Entrevista:O Estado inteligente

quinta-feira, janeiro 06, 2005

Versão piorada de Francis Diogo Mainardi

"Oito anos depois de morrer, Paulo Francis
continua sendo o mais influente pensador
brasileiro. Não existem mais intelectuais
como ele no país. Só versões pioradas"

Paulo Francis morreu oito anos atrás. A opinião geral é que sou a versão piorada dele. Como responder? Que não é verdade? Claro que é verdade. Digo apenas que a culpa não é minha. Eu me empenho no meu trabalho. Leio, estudo, escrevo, reescrevo. Não faço melhor porque não consigo. Não tenho capacidade. O único fato que alego em minha defesa é que não sou um principezinho. Não herdei o trono de Paulo Francis na imprensa brasileira. Fui posto em seu lugar por falta de alternativas. Porque não encontraram ninguém à altura. Se sou a versão piorada do Paulo Francis, é porque o Brasil, como um todo, piorou. Ficamos ainda mais conformistas, ainda mais rasteiros, ainda mais venais. Pegue a turma de Paulo Francis dos tempos do Pasquim, por exemplo. Apareceu algum humorista de verdade de lá para cá? Não. Apareceram somente chargistas a serviço do regime, como Chico Caruso. Se eles vivessem na Alemanha nazista, estariam pintando caricaturas de judeus com o nariz adunco nas vitrines do gueto. Então não me cobrem por ser uma pantomima grotesca do Paulo Francis. É bem mais instrutivo me ver como aquilo que realmente sou: um simples reflexo da irremediável deterioração intelectual e artística do país.

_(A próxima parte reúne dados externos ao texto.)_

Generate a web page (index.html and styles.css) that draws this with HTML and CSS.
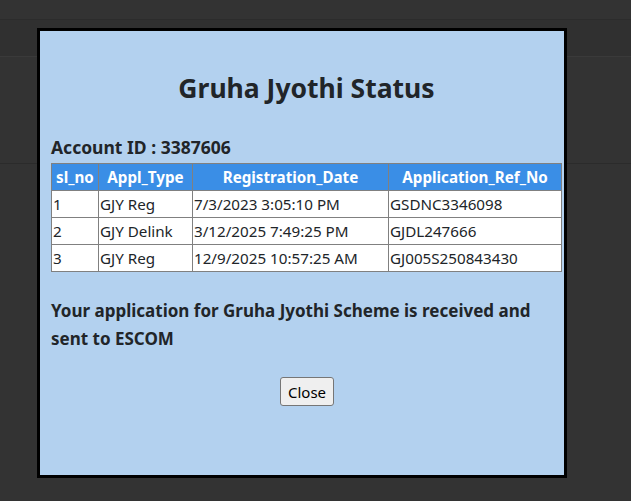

Oito anos depois de morrer, Paulo Francis continua sendo o mais influente pensador brasileiro. Não é novidade que o melhor da mentalidade nacional se encontra na imprensa. Isso acontece desde Euclides da Cunha. O problema é que Paulo Francis costuma ser mais recordado por seu temperamento do que por sua obra. Seus admiradores sentem saudade de seu talento para o deboche. Seus detratores reclamam de seu ar afetado. Como seria natural num país de analfabetos, discute-se acaloradamente a respeito de sua personalidade, mas ninguém parece disposto a reler seus livros. A republicação de sua obra nos últimos dois anos, pela editora Francis, passou em branco. Dedicaram-lhe apenas umas notinhas chochas nos jornais. É um erro. Uma estupidez. Um país pobre de idéias como o nosso não pode abrir mão de maneira tão leviana de um escritor como Paulo Francis.

Quer um conselho? Releia seu livro de memórias Trinta Anos Esta Noite, publicado originalmente em 1994, no aniversário do golpe militar de 31 de março. Onze anos depois, ficou ainda melhor. Diz mais a respeito do Brasil e dos brasileiros do que Casa-Grande e Senzala. Paulo Francis, para usar uma de suas expressões, não escreve "à brasileira". Não sentimentaliza, não enobrece, não edulcora seu passado. Ao mesmo tempo que se penitencia por suas velhas idéias esquerdistas, ele ridiculariza, uma a uma, toda aquela "gente nojentinha" que nos governou de 1950 em diante. Trinta Anos Esta Noite escancara o lado mais repulsivo do caráter nacional: adesista, fisiológico, acovardado, desonesto, reacionário, primitivo, roceiro. Paulo Francis refletia sobre as asnices brasileiras até mesmo quando lia Samuel Pepys. Ele morreu denunciando a roubalheira institucionalizada das empresas estatais. A Petrobras deveria pedir-lhe desculpas póstumas. Não existem mais intelectuais como Paulo Francis no país. Só versões pioradas.